The detectives theorize the sister wanted her brother dead because he was trying to vote her off the board. And the husband wanted the wife dead because, and I quote, “she let herself go.” Seriously, Korsak? That’s your first thought? Now I see why you’ve had so many wives. But Jane digs deeper and finds out it was competition over a tenure spot and also the fact that the husband is a plagiarizing fraud. So they set up a sting at the dog park to catch the conspirators.
Hey, there’s only three minutes left before the summer finale ends. You know what this seems like an excellent time for? Gratuitous product placement! Look, I’ll deal with the ubiquity of Dr. Scholls inserts, but I will not abide anything that cuts into my Big Gayzzoli Ending time. Will. Not. Abide.

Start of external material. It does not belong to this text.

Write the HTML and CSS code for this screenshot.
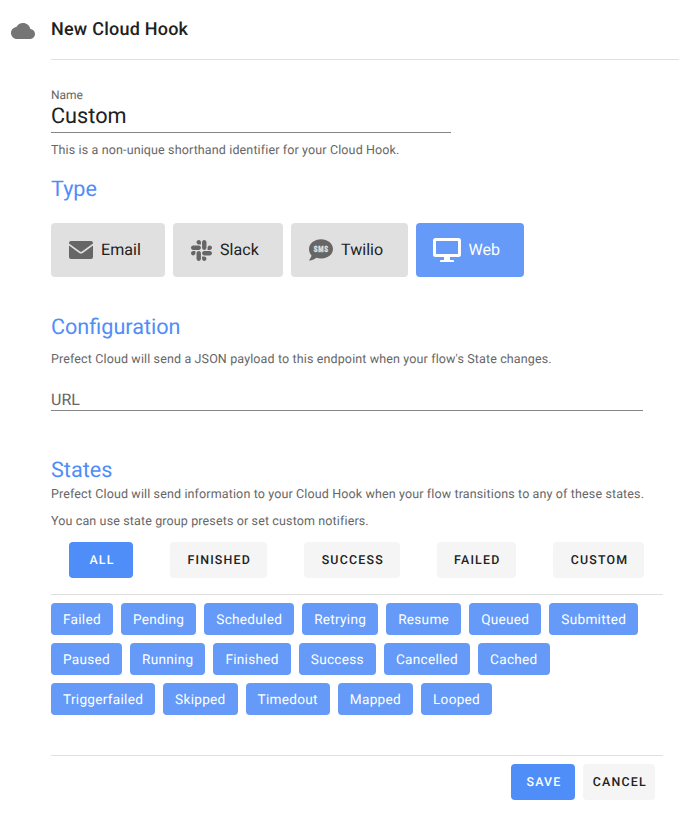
FILE: index.html
```html
<!DOCTYPE html>
<html lang="en">
<head>
<meta charset="utf-8">
<title>New Cloud Hook</title>
<link rel="stylesheet" href="styles.css">
</head>
<body>
<main class="page">
  <header class="header">
    <svg class="cloud" viewBox="0 0 24 24"><path d="M19.35 10.04C18.67 6.59 15.64 4 12 4 9.11 4 6.6 5.64 5.35 8.04 2.34 8.36 0 10.91 0 14c0 3.31 2.69 6 6 6h13c2.76 0 5-2.24 5-5 0-2.64-2.05-4.78-4.65-4.96z"/></svg>
    <h1 class="title">New Cloud Hook</h1>
  </header>
  <div class="content">
    <section class="name">
      <label class="label">Name</label>
      <div class="input">Custom</div>
      <p class="text hint">This is a non-unique shorthand identifier for your Cloud Hook.</p>
    </section>
    <section class="type">
      <h2>Type</h2>
      <div class="cards">
        <button class="card email"><svg width="24" height="24" viewBox="0 0 24 24"><path d="M2 3h20a2 2 0 0 1 2 2v.4L13.300 13.300q-1.300 1-2.600 0L0 5.400V5a2 2 0 0 1 2-2zM0 7.500l10.200 7.500q1.800 1.200 3.600 0L24 7.500V19a2 2 0 0 1-2 2H2a2 2 0 0 1-2-2z"/></svg><span>Email</span></button>
        <button class="card slack"><svg width="21" height="21" viewBox="0 0 448 448"><path transform="translate(0 -32)" d="M94.120 315.100c0 25.900-21.160 47.060-47.060 47.060S0 341 0 315.100c0-25.900 21.160-47.060 47.060-47.060h47.060v47.060zm23.720 0c0-25.900 21.160-47.060 47.060-47.060s47.060 21.160 47.060 47.060v117.840c0 25.900-21.160 47.060-47.060 47.060s-47.060-21.160-47.060-47.060V315.100zm47.060-188.980c-25.900 0-47.060-21.160-47.060-47.060S139 32 164.900 32s47.060 21.160 47.060 47.060v47.060H164.900zm0 23.720c25.900 0 47.060 21.160 47.060 47.060s-21.160 47.060-47.060 47.060H47.060C21.160 243.960 0 222.800 0 196.900s21.160-47.060 47.060-47.060H164.900zm188.980 47.060c0-25.900 21.160-47.060 47.060-47.060 25.900 0 47.060 21.160 47.060 47.060s-21.160 47.060-47.060 47.060h-47.060V196.900zm-23.720 0c0 25.900-21.160 47.060-47.060 47.060-25.900 0-47.060-21.160-47.060-47.060V79.060c0-25.900 21.160-47.060 47.060-47.060 25.900 0 47.060 21.160 47.060 47.060V196.900zM283.100 385.880c25.900 0 47.060 21.160 47.060 47.060 0 25.900-21.160 47.060-47.060 47.060-25.900 0-47.060-21.160-47.060-47.060v-47.060h47.060zm0-23.720c-25.900 0-47.060-21.160-47.060-47.060 0-25.900 21.160-47.060 47.060-47.060h117.840c25.900 0 47.060 21.160 47.060 47.060 0 25.900-21.160 47.060-47.060 47.060H283.100z"/></svg><span>Slack</span></button>
        <button class="card twilio"><svg width="24" height="24" viewBox="0 0 24 24"><path d="M12 1.200c6.600 0 12 4.300 12 9.700s-5.400 9.700-12 9.700c-1.700 0-3.300-.3-4.700-.8-1.700 1.200-3.900 2.700-6.700 2.700-.4 0-.6-.5-.3-.8 1.100-1.200 1.900-2.700 2.200-4.300C.9 15.600 0 13.400 0 10.900 0 5.500 5.400 1.200 12 1.200z"/><g transform="translate(4.700 14) scale(.7 1)"><text class="sms">SMS</text></g></svg><span>Twilio</span></button>
        <button class="card web"><svg width="28" height="28" viewBox="0 0 28 28"><path fill-rule="evenodd" d="M2.500 2h23A2.500 2.500 0 0 1 28 4.500v14a2.500 2.500 0 0 1-2.500 2.500h-23A2.500 2.500 0 0 1 0 18.500v-14A2.500 2.500 0 0 1 2.500 2zM3 5v13h22V5zM11 21h6v3h3a1 1 0 0 1 1 1v1H7v-1a1 1 0 0 1 1-1h3z"/></svg><span>Web</span></button>
      </div>
    </section>
    <section class="configuration">
      <h2>Configuration</h2>
      <p class="text">Prefect Cloud will send a JSON payload to this endpoint when your flow's State changes.</p>
      <div class="url">URL</div>
    </section>
    <section class="states">
      <h2>States</h2>
      <p class="text">Prefect Cloud will send information to your Cloud Hook when your flow transitions to any of these states.</p>
      <p class="text presets-text">You can use state group presets or set custom notifiers.</p>
      <div class="presets">
        <button class="btn primary all">All</button>
        <button class="btn finished">Finished</button>
        <button class="btn success">Success</button>
        <button class="btn failed">Failed</button>
        <button class="btn custom">Custom</button>
      </div>
      <div class="chips">
        <div class="row"><span class="chip">Failed</span><span class="chip">Pending</span><span class="chip">Scheduled</span><span class="chip">Retrying</span><span class="chip">Resume</span><span class="chip">Queued</span><span class="chip">Submitted</span></div>
        <div class="row"><span class="chip">Paused</span><span class="chip">Running</span><span class="chip">Finished</span><span class="chip">Success</span><span class="chip">Cancelled</span><span class="chip">Cached</span></div>
        <div class="row"><span class="chip">Triggerfailed</span><span class="chip">Skipped</span><span class="chip">Timedout</span><span class="chip">Mapped</span><span class="chip">Looped</span></div>
      </div>
    </section>
    <footer class="actions">
      <button class="btn primary save">Save</button>
      <button class="btn cancel">Cancel</button>
    </footer>
  </div>
</main>
</body>
</html>
```
FILE: styles.css
```css
* { box-sizing: border-box; }
body { margin: 0; background: #fff; color: #212121; font-family: Roboto, sans-serif; overflow: hidden; text-rendering: geometricPrecision; }
h1, h2, p { margin: 0; }
button { border: 0; font-family: inherit; color: inherit; padding: 0; text-rendering: inherit; }
svg { fill: currentColor; flex: none; display: block; }
.page { height: 830px; }
.header { display: flex; height: 60px; padding-left: 11px; }
.cloud { width: 24px; height: 24px; margin: 19px 16px 0 0; color: #757575; }
.title { width: 628px; border-bottom: 1px solid #e0e0e0; font-size: 18px; line-height: 60px; height: 60px; font-weight: 500; letter-spacing: .23px; }
.content { width: 612px; margin-left: 51px; }
.name { height: 115px; padding-top: 27px; width: 400px; }
.label { display: block; font-size: 12px; line-height: 16px; letter-spacing: 0; color: #666; }
.input { height: 30px; border-bottom: 1px solid #858585; font-size: 21.7px; line-height: 28px; }
.text { height: 20px; font-size: 12.5px; line-height: 22px; letter-spacing: .13px; color: #666; white-space: nowrap; }
.hint { margin-top: 7px; }
h2 { height: 28px; color: #4f8df8; font-size: 21.6px; line-height: 30px; font-weight: 400; }
.type { height: 138px; }
.cards { display: flex; gap: 8px; margin-top: 20px; }
.card { display: flex; align-items: center; height: 54px; padding-left: 18px; gap: 8px; border-radius: 4px; background: #e0e0e0; font-size: 16px; letter-spacing: .05px; }
.card span { padding-bottom: 2px; }
.card svg { color: #666; }
.sms { font-size: 8.6px; font-weight: 900; letter-spacing: 1px; fill: #e0e0e0; stroke: #e0e0e0; stroke-width: .3px; }
.email { width: 114px; }
.slack { width: 110px; }
.twilio { width: 117px; }
.web { width: 108px; padding-left: 17px; gap: 7.5px; background: #659af9; color: #fff; }
.card.web svg { color: #fff; }
.configuration { height: 143px; }
.configuration .text { margin-top: 8px; }
.url { width: 592px; height: 22px; margin-top: 20px; border-bottom: 1px solid #858585; color: #666; font-size: 16px; line-height: 21px; }
.states { height: 299px; }
.presets-text { margin-top: 7px; }
.presets { display: flex; justify-content: space-between; padding: 0 19px 0 18px; margin-top: 11px; }
.btn { height: 36px; padding: 2px 0 0 1.5px; border-radius: 4px; background: #f5f5f5; font-size: 12.4px; font-weight: 500; line-height: 34px; letter-spacing: 1.2px; text-transform: uppercase; }
.primary { background: #4f8df8; color: #fff; }
.all, .save { width: 64px; padding-left: 2px; }
.finished { width: 97px; }
.success { width: 96px; }
.failed { width: 79px; }
.custom { width: 91px; padding-left: 2px; }
.cancel { width: 72px; }
.chips { display: flex; flex-direction: column; gap: 8px; margin-top: 16px; padding-top: 8px; border-top: 1px solid #e0e0e0; }
.row { display: flex; gap: 8px; }
.chip { height: 32px; padding: 0 12px; border-radius: 4px; background: #659af9; color: #fff; font-size: 13.6px; line-height: 34px; letter-spacing: .292px; }
.actions { display: flex; justify-content: flex-end; gap: 8px; padding: 8px 8px 0 0; border-top: 1px solid #e0e0e0; }
```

But it’s not the sister that shows up, but the wife. Twist! It was the wife who made the deal to kill the other wife. And the wife is also in a relationship with the sister. Gay twist! But not really, because we called that Mackenzie Astin/Sister Wives thing like 50 minutes ago. Also, the show finally gives us lesbians and they’re killers – AGAIN?
Case solved, now Jane and Maura can snuggle, yes? But not, they’re still dealing with Grandpa Mobster. They bring him to a home in Southie and he’s terrible about it, as expected. But then Maura tells him to shut up and take her kindness, so he does. No one says no to Assertive Maura. Not even grumpy old men.
Jane smiles because she loves when Maura gets a little bossy (e.g. the secret S&M room). And then she tells the most hilarious joke. Are you ready for it? She says Col. Beard Force will leave for Afghanistan again unless Jane agrees to marry him. Right? So funny! I mean, no one could possibly juggle a military career and marriage, right? Impossible! It’s a proven fact all generals are single.
After Jane breaks the ultimatum to Maura, they stare deeply into one another’s eyes and finally consummate the season with some right and proper eye sex. Then they laugh and laugh and laugh and laugh some more. Marry a man. Hilarious.